> _Problem description_
Write the data out again, character for character, with no images.

> _Available data_
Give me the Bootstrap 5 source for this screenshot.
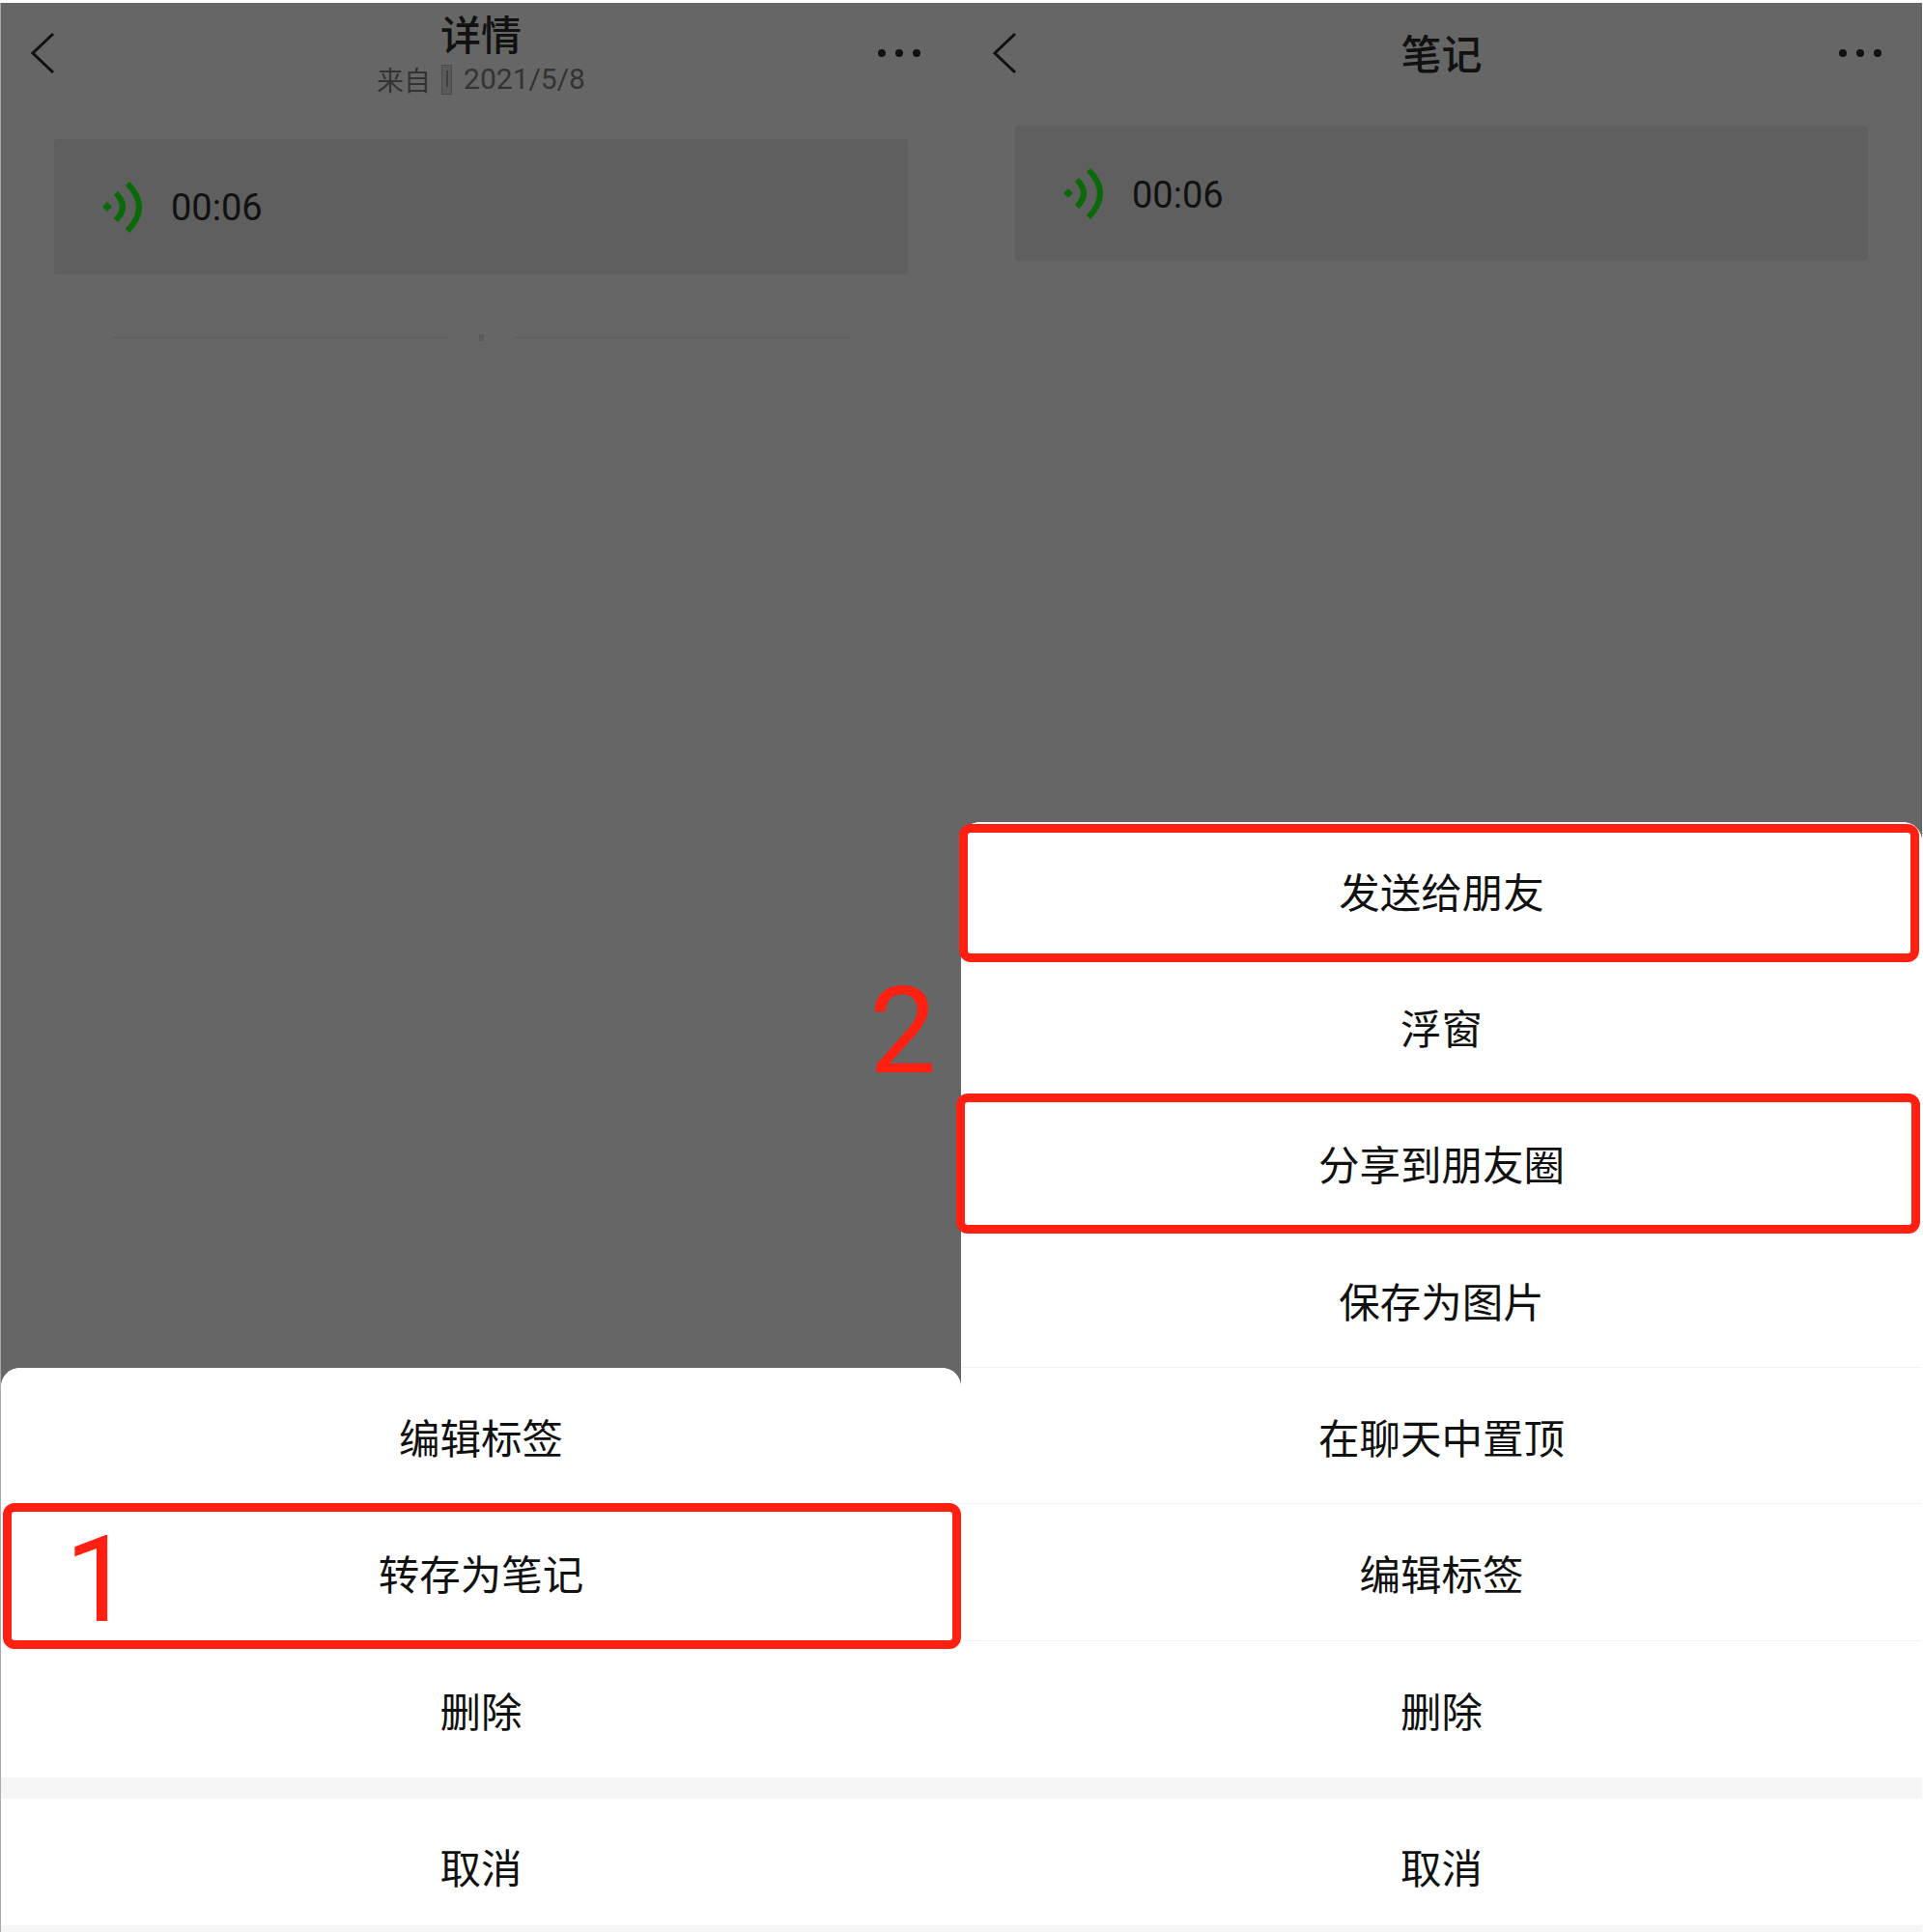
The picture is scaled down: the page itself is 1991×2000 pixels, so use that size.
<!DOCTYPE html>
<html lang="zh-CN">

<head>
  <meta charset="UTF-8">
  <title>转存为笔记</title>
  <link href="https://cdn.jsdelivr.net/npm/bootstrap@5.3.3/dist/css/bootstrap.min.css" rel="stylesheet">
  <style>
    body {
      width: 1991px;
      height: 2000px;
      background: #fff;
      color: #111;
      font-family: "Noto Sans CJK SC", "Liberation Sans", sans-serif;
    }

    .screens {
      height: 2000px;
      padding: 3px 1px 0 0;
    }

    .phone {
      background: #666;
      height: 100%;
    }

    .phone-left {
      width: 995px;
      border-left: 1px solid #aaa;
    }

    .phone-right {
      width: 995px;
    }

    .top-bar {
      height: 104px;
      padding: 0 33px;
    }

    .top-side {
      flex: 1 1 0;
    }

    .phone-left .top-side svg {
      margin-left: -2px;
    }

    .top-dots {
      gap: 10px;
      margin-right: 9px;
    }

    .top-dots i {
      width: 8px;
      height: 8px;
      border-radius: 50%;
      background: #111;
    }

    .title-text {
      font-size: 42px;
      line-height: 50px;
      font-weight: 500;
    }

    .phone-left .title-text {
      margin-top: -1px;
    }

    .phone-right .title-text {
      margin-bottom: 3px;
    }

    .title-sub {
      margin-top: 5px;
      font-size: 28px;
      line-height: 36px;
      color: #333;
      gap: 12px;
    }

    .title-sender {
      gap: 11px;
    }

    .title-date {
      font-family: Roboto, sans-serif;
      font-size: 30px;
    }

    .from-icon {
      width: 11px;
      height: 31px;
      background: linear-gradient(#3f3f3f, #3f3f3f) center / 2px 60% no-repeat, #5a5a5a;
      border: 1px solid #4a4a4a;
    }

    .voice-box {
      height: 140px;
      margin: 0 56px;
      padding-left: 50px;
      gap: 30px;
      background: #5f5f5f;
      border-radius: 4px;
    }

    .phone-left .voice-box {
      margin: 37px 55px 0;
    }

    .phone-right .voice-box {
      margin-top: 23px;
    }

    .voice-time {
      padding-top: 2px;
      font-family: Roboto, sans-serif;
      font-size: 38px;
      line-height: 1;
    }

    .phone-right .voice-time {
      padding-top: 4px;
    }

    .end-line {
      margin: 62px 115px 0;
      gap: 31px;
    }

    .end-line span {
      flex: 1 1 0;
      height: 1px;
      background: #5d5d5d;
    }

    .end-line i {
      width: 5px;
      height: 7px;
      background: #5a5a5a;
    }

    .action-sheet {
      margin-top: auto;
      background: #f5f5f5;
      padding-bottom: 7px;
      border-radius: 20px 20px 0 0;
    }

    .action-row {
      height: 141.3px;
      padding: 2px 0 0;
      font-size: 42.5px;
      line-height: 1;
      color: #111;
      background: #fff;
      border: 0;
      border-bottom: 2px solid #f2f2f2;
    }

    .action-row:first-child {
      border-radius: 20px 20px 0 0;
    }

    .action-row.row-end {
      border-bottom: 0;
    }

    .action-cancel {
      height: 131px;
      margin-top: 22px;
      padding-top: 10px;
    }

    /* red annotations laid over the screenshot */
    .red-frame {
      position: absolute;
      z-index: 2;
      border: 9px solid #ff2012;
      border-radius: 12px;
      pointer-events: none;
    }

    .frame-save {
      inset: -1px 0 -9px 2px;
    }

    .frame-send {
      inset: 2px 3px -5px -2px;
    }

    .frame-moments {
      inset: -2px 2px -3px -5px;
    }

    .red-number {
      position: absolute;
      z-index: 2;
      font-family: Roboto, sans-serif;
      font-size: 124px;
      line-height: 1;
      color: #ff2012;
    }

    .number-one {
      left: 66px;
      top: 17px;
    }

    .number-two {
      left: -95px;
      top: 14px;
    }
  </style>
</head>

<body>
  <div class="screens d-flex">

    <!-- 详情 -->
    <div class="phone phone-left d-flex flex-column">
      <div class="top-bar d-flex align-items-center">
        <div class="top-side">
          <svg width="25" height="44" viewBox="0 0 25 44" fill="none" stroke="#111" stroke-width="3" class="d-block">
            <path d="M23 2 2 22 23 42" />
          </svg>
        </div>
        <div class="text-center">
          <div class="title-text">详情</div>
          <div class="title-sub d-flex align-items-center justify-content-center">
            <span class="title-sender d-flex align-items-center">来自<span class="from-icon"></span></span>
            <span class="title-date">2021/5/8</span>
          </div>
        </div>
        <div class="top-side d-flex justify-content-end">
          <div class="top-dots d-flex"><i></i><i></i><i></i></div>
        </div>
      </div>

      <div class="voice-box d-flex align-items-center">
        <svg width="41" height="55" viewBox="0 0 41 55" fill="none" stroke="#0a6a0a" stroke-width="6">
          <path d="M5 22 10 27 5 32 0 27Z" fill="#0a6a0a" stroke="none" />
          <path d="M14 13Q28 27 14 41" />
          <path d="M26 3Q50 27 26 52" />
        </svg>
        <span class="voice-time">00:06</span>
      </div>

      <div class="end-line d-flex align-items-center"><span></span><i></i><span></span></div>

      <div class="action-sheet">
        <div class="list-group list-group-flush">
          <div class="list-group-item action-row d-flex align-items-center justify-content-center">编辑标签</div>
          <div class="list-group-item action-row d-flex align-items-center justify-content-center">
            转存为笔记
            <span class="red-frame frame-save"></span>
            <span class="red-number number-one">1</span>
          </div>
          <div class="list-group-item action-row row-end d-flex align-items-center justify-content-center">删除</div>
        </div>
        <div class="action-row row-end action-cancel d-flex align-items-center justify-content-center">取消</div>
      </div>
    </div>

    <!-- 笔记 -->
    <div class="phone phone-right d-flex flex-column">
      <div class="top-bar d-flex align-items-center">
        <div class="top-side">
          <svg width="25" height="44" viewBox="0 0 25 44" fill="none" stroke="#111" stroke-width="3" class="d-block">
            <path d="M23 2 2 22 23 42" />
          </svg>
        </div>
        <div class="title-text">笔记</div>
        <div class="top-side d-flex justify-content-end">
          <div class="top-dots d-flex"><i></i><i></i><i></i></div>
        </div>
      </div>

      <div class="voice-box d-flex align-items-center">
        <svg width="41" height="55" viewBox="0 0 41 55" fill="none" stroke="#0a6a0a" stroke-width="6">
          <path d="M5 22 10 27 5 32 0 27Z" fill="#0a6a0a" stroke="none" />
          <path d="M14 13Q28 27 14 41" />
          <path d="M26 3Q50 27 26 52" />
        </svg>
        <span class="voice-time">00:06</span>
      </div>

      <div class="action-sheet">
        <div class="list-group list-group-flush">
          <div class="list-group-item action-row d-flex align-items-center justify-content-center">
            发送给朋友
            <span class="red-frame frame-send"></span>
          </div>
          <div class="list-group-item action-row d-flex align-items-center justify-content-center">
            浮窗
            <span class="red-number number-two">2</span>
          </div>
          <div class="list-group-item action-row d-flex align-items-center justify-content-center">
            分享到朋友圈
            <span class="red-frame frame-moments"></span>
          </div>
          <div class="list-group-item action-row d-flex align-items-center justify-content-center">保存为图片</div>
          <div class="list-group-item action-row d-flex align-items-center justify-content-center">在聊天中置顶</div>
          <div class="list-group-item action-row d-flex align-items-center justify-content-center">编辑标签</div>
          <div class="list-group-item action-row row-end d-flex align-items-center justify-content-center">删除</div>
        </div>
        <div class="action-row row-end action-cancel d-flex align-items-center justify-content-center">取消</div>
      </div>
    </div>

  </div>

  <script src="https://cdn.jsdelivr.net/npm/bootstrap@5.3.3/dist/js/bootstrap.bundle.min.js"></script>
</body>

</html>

> _Solution to the problem_
Give me the Bootstrap 5 source for this screenshot.
The picture is scaled down: the page itself is 1991×2000 pixels, so use that size.
<!DOCTYPE html>
<html lang="zh-CN">

<head>
  <meta charset="UTF-8">
  <title>转存为笔记</title>
  <link href="https://cdn.jsdelivr.net/npm/bootstrap@5.3.3/dist/css/bootstrap.min.css" rel="stylesheet">
  <style>
    body {
      width: 1991px;
      height: 2000px;
      background: #fff;
      color: #111;
      font-family: "Noto Sans CJK SC", "Liberation Sans", sans-serif;
    }

    .screens {
      height: 2000px;
      padding: 3px 1px 0 0;
    }

    .phone {
      background: #666;
      height: 100%;
    }

    .phone-left {
      width: 995px;
      border-left: 1px solid #aaa;
    }

    .phone-right {
      width: 995px;
    }

    .top-bar {
      height: 104px;
      padding: 0 33px;
    }

    .top-side {
      flex: 1 1 0;
    }

    .phone-left .top-side svg {
      margin-left: -2px;
    }

    .top-dots {
      gap: 10px;
      margin-right: 9px;
    }

    .top-dots i {
      width: 8px;
      height: 8px;
      border-radius: 50%;
      background: #111;
    }

    .title-text {
      font-size: 42px;
      line-height: 50px;
      font-weight: 500;
    }

    .phone-left .title-text {
      margin-top: -1px;
    }

    .phone-right .title-text {
      margin-bottom: 3px;
    }

    .title-sub {
      margin-top: 5px;
      font-size: 28px;
      line-height: 36px;
      color: #333;
      gap: 12px;
    }

    .title-sender {
      gap: 11px;
    }

    .title-date {
      font-family: Roboto, sans-serif;
      font-size: 30px;
    }

    .from-icon {
      width: 11px;
      height: 31px;
      background: linear-gradient(#3f3f3f, #3f3f3f) center / 2px 60% no-repeat, #5a5a5a;
      border: 1px solid #4a4a4a;
    }

    .voice-box {
      height: 140px;
      margin: 0 56px;
      padding-left: 50px;
      gap: 30px;
      background: #5f5f5f;
      border-radius: 4px;
    }

    .phone-left .voice-box {
      margin: 37px 55px 0;
    }

    .phone-right .voice-box {
      margin-top: 23px;
    }

    .voice-time {
      padding-top: 2px;
      font-family: Roboto, sans-serif;
      font-size: 38px;
      line-height: 1;
    }

    .phone-right .voice-time {
      padding-top: 4px;
    }

    .end-line {
      margin: 62px 115px 0;
      gap: 31px;
    }

    .end-line span {
      flex: 1 1 0;
      height: 1px;
      background: #5d5d5d;
    }

    .end-line i {
      width: 5px;
      height: 7px;
      background: #5a5a5a;
    }

    .action-sheet {
      margin-top: auto;
      background: #f5f5f5;
      padding-bottom: 7px;
      border-radius: 20px 20px 0 0;
    }

    .action-row {
      height: 141.3px;
      padding: 2px 0 0;
      font-size: 42.5px;
      line-height: 1;
      color: #111;
      background: #fff;
      border: 0;
      border-bottom: 2px solid #f2f2f2;
    }

    .action-row:first-child {
      border-radius: 20px 20px 0 0;
    }

    .action-row.row-end {
      border-bottom: 0;
    }

    .action-cancel {
      height: 131px;
      margin-top: 22px;
      padding-top: 10px;
    }

    /* red annotations laid over the screenshot */
    .red-frame {
      position: absolute;
      z-index: 2;
      border: 9px solid #ff2012;
      border-radius: 12px;
      pointer-events: none;
    }

    .frame-save {
      inset: -1px 0 -9px 2px;
    }

    .frame-send {
      inset: 2px 3px -5px -2px;
    }

    .frame-moments {
      inset: -2px 2px -3px -5px;
    }

    .red-number {
      position: absolute;
      z-index: 2;
      font-family: Roboto, sans-serif;
      font-size: 124px;
      line-height: 1;
      color: #ff2012;
    }

    .number-one {
      left: 66px;
      top: 17px;
    }

    .number-two {
      left: -95px;
      top: 14px;
    }
  </style>
</head>

<body>
  <div class="screens d-flex">

    <!-- 详情 -->
    <div class="phone phone-left d-flex flex-column">
      <div class="top-bar d-flex align-items-center">
        <div class="top-side">
          <svg width="25" height="44" viewBox="0 0 25 44" fill="none" stroke="#111" stroke-width="3" class="d-block">
            <path d="M23 2 2 22 23 42" />
          </svg>
        </div>
        <div class="text-center">
          <div class="title-text">详情</div>
          <div class="title-sub d-flex align-items-center justify-content-center">
            <span class="title-sender d-flex align-items-center">来自<span class="from-icon"></span></span>
            <span class="title-date">2021/5/8</span>
          </div>
        </div>
        <div class="top-side d-flex justify-content-end">
          <div class="top-dots d-flex"><i></i><i></i><i></i></div>
        </div>
      </div>

      <div class="voice-box d-flex align-items-center">
        <svg width="41" height="55" viewBox="0 0 41 55" fill="none" stroke="#0a6a0a" stroke-width="6">
          <path d="M5 22 10 27 5 32 0 27Z" fill="#0a6a0a" stroke="none" />
          <path d="M14 13Q28 27 14 41" />
          <path d="M26 3Q50 27 26 52" />
        </svg>
        <span class="voice-time">00:06</span>
      </div>

      <div class="end-line d-flex align-items-center"><span></span><i></i><span></span></div>

      <div class="action-sheet">
        <div class="list-group list-group-flush">
          <div class="list-group-item action-row d-flex align-items-center justify-content-center">编辑标签</div>
          <div class="list-group-item action-row d-flex align-items-center justify-content-center">
            转存为笔记
            <span class="red-frame frame-save"></span>
            <span class="red-number number-one">1</span>
          </div>
          <div class="list-group-item action-row row-end d-flex align-items-center justify-content-center">删除</div>
        </div>
        <div class="action-row row-end action-cancel d-flex align-items-center justify-content-center">取消</div>
      </div>
    </div>

    <!-- 笔记 -->
    <div class="phone phone-right d-flex flex-column">
      <div class="top-bar d-flex align-items-center">
        <div class="top-side">
          <svg width="25" height="44" viewBox="0 0 25 44" fill="none" stroke="#111" stroke-width="3" class="d-block">
            <path d="M23 2 2 22 23 42" />
          </svg>
        </div>
        <div class="title-text">笔记</div>
        <div class="top-side d-flex justify-content-end">
          <div class="top-dots d-flex"><i></i><i></i><i></i></div>
        </div>
      </div>

      <div class="voice-box d-flex align-items-center">
        <svg width="41" height="55" viewBox="0 0 41 55" fill="none" stroke="#0a6a0a" stroke-width="6">
          <path d="M5 22 10 27 5 32 0 27Z" fill="#0a6a0a" stroke="none" />
          <path d="M14 13Q28 27 14 41" />
          <path d="M26 3Q50 27 26 52" />
        </svg>
        <span class="voice-time">00:06</span>
      </div>

      <div class="action-sheet">
        <div class="list-group list-group-flush">
          <div class="list-group-item action-row d-flex align-items-center justify-content-center">
            发送给朋友
            <span class="red-frame frame-send"></span>
          </div>
          <div class="list-group-item action-row d-flex align-items-center justify-content-center">
            浮窗
            <span class="red-number number-two">2</span>
          </div>
          <div class="list-group-item action-row d-flex align-items-center justify-content-center">
            分享到朋友圈
            <span class="red-frame frame-moments"></span>
          </div>
          <div class="list-group-item action-row d-flex align-items-center justify-content-center">保存为图片</div>
          <div class="list-group-item action-row d-flex align-items-center justify-content-center">在聊天中置顶</div>
          <div class="list-group-item action-row d-flex align-items-center justify-content-center">编辑标签</div>
          <div class="list-group-item action-row row-end d-flex align-items-center justify-content-center">删除</div>
        </div>
        <div class="action-row row-end action-cancel d-flex align-items-center justify-content-center">取消</div>
      </div>
    </div>

  </div>

  <script src="https://cdn.jsdelivr.net/npm/bootstrap@5.3.3/dist/js/bootstrap.bundle.min.js"></script>
</body>

</html>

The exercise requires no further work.